With the inner torpedo tube door closed, the two cranes repositioned Cosme García horizontally. On the morning of 29 June 1927, they lowered Cosme García onto the water, and at 06:00 she came to rest almost at her normal buoyancy line and with a slight list to port. At midday, Cosme García was towed to a floating dry dock, where she rested while breathable air gradually returned to her interior.

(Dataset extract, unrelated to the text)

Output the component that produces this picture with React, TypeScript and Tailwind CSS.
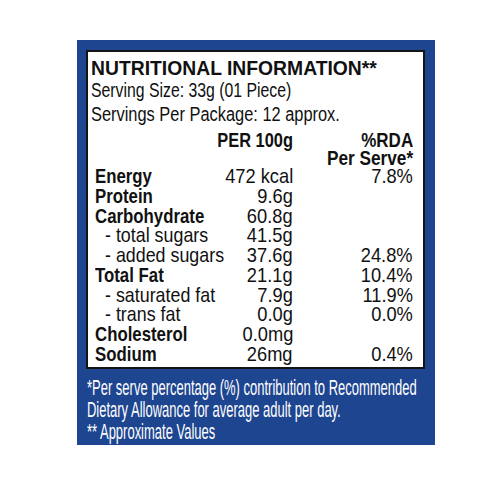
import React from "react";

const rows: { label: string; bold?: boolean; sub?: boolean; val: string; pct?: string }[] = [
  { label: "Energy", bold: true, val: "472 kcal", pct: "7.8%" },
  { label: "Protein", bold: true, val: "9.6g" },
  { label: "Carbohydrate", bold: true, val: "60.8g" },
  { label: "- total sugars", sub: true, val: "41.5g" },
  { label: "- added sugars", sub: true, val: "37.6g", pct: "24.8%" },
  { label: "Total Fat", bold: true, val: "21.1g", pct: "10.4%" },
  { label: "- saturated fat", sub: true, val: "7.9g", pct: "11.9%" },
  { label: "- trans fat", sub: true, val: "0.0g", pct: "0.0%" },
  { label: "Cholesterol", bold: true, val: "0.0mg" },
  { label: "Sodium", bold: true, val: "26mg", pct: "0.4%" },
];

function L({ children, className }: { children: React.ReactNode; className: string }) {
  return <span className={"inline-block whitespace-nowrap origin-left " + className}>{children}</span>;
}
function R({ children, className }: { children: React.ReactNode; className: string }) {
  return <span className={"inline-block whitespace-nowrap origin-right shrink-0 " + className}>{children}</span>;
}

export default function App() {
  return (
    <div
      className="w-[500px] h-[500px] overflow-hidden bg-white pt-[40px] pl-[77px]"
      style={{ fontFamily: '"Liberation Sans", Arial, sans-serif' }}
    >
      <div className="w-[358px] h-[405px] bg-[#1e4590] pt-[10px] pl-[9px]">
        <div className="w-[339px] h-[319px] bg-white border-2 border-[#141414] pl-[3px] pt-[5px] text-[#111]">
          <div className="text-[21px] leading-[22px] font-bold">
            <L className="scale-x-[0.92]">NUTRITIONAL INFORMATION**</L>
          </div>
          <div className="text-[20px] leading-[20px] mt-[1px]">
            <L className="scale-x-[0.79]">Serving Size: 33g (01 Piece)</L>
          </div>
          <div className="text-[20px] leading-[20px] mt-[4px]">
            <L className="scale-x-[0.82]">Servings Per Package: 12 approx.</L>
          </div>
          <div className="ml-[4px] grid grid-cols-[130px_68px_120px] text-[21px] leading-[18px] font-bold mt-[7px]">
            <div />
            <div className="flex justify-end">
              <R className="scale-x-[0.78]">PER 100g</R>
            </div>
            <div className="flex flex-col items-end">
              <R className="scale-x-[0.81]">%RDA</R>
              <R className="scale-x-[0.82]">Per Serve*</R>
            </div>
          </div>
          <div className="ml-[4px] mt-[-1px]">
            {rows.map((r) => (
              <div key={r.label} className="grid grid-cols-[130px_68px_120px] text-[21px] leading-[19.75px]">
                <div className={r.bold ? "font-bold" : "pl-[10px]"}>
                  {r.bold ? (
                    <L className="scale-x-[0.8]">{r.label}</L>
                  ) : (
                    <L className="scale-x-[0.85]">{r.label}</L>
                  )}
                </div>
                <div className="flex justify-end">
                  <R className="scale-x-[0.87]">{r.val}</R>
                </div>
                <div className="flex justify-end">
                  {r.pct ? <R className="scale-x-[0.87]">{r.pct}</R> : null}
                </div>
              </div>
            ))}
          </div>
        </div>
        <div className="text-white text-[22px] leading-[22px] mt-[8px] pl-[1px]">
          <div>
            <L className="scale-x-[0.59]">*Per serve percentage (%) contribution to Recommended</L>
          </div>
          <div>
            <L className="scale-x-[0.59]">Dietary Allowance for average adult per day.</L>
          </div>
          <div>
            <L className="scale-x-[0.59]">** Approximate Values</L>
          </div>
        </div>
      </div>
    </div>
  );
}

The incident was the first serious accident in the history of the Spanish Submarine Force. An investigation into it discovered a defect in the locking system meant to prevent the opening of both torpedo tube doors simultaneously. The Spanish Navy took prompt action to correct the defect.

===1928–1931===
In 1928, A-3 replaced Cosme García in the submarine division at Mahón. In August 1929, the Spanish Navy established a submarine squadron at the Mahón naval base consisting of Isaac Peral, Narcíso Monturiol, Cosme García, and A-3. The submarines arrived at Mahón on 6 August 1929. The torpedo boat No. 6 accompanied them, as did the troopship Almirante Lobo, which brought the crews' families to Mahón. The squadron held its annual maneuvers in the Mediterranean Sea between mid-September and mid-October 1929. In early March 1930, the Spanish Navy disbanded the Mahón submarine squadron, and the submarines returned to Cartagena.

On 14 April 1931, the Second Spanish Republic was proclaimed, replacing the Kingdom of Spain. The Spanish Navy came under the republic's control as the Spanish Republican Navy.

==Disposal==
Cosme García was stricken from the navy list on 17 December 1931. She subsequently was scrapped.